I get the impression that you're supposed to progress the story normally and cash in whatever quest you can. There's some good rewards to be had, but going for anything besides the ones that award you new specialites isn't really worth it, unless you're dead set on decking out all party members.
These games always feature weird crafting systems, but I think they've nailed it pretty well this time. How, you ask? By throwing away the randomized timewasting and just letting you craft stuff directly!
As soon as you get enough material (and level up the appropriate Speciality), you can craft, augment or synthesize items. That last one is sadly dependant on luck and knowledge of some truly gigantic combination tables, but that doesn't really matter, as creating equipment is rather useless.
Not only is the equipment not better than what you can buy, but there are a bit too many items to collect for crafting. The augmentation system is rather nice though, as you can slap special abilites on equipment for some fun specialization.
And that goes hand in hand with the roles you can assign to characters. These are a combination of stat boosts and tactics that shape how a character works. Any character can equip any role, but there are certain ones they are just built for. You wouldn't want Miki to go around slapping things with her staff when she should be healing, no? It's no Gambit system from FFXII, but it's sure as shit better than the rudimentary tactics in SO3!
There are a bunch of them to unlock (via trophies, PAs and leveling roles) and experiment with, but you can actually buy yourself to them quicker. With ingame currency!
SP is earned alongside exp and can be spent on either Specialites (for a bunch of out-of-battle support stuff) and the aforementioned roles, which get cheaper to buy out the closer you get to leveling them up naturally. It's a fun idea that's almost balanced correctly.

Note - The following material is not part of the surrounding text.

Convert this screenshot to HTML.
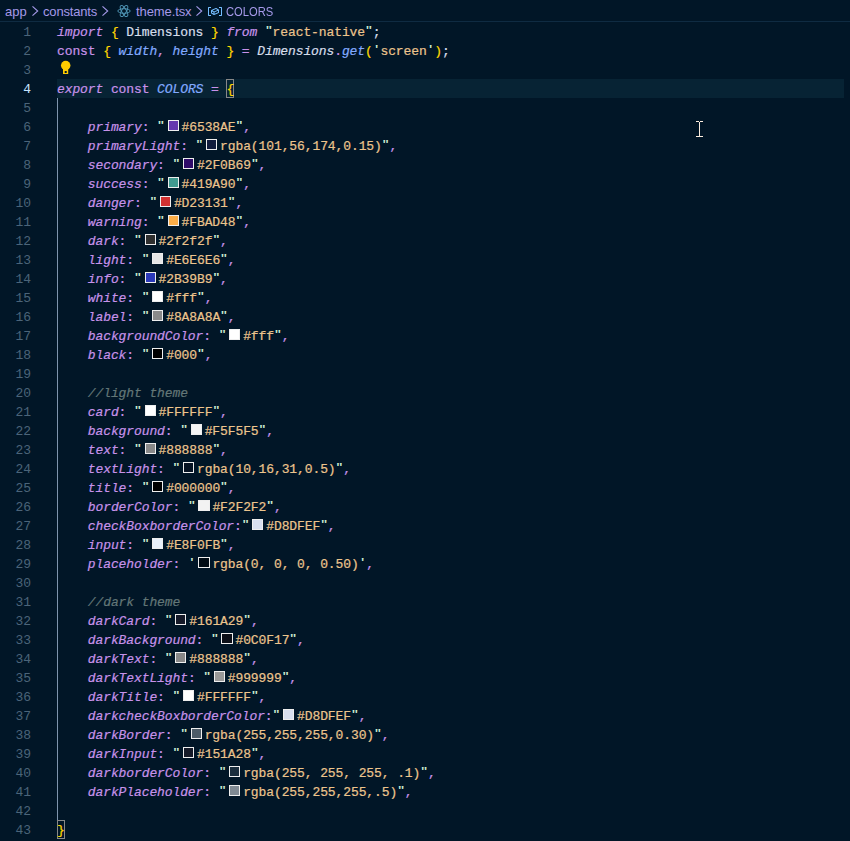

Seeing as Specialites are used to increase drops for the most part and roles level up on their own, I find it better to focus on Specialities for the sake of quests. You can even disable exp gain and convert parts of it to SP, if you need it.
Going through the postgame dungeon was an interesting experience. It's much too grindy for my liking, but it shows what the main game could potentially be like and gave me some insight into the game as a whole. It's also approachable with post-final boss levels (unlike the dungeon in SO4), which is nice.
Bosses requires some actual strategy (and a stupid amount of leveling and time), but also depend on some truly unfair attacks that will murder your whole party in a flash unless you manually move them away. Your spellcasters often keep their distance, but it's aggrvating that no one will recognize an incoming murder spell and run away. A generic regroup command would serve the game well.
There also comes a point where it becomes wortwhile to craft weapons. There's even one enemy that requires one specific sword to beat. Hell, it even became viable to make bonus gauge refills. Both of these things make me wonder how the game would work as a dungeoncrawler with focused design (and a lower amount of drops) where you can't buy equipment and have to change around your setup every few bosses to exploit their weaknesses.
Feels like something tri-Ace could pull off if they would just abandon all of the legacy crap the franchise has aquired.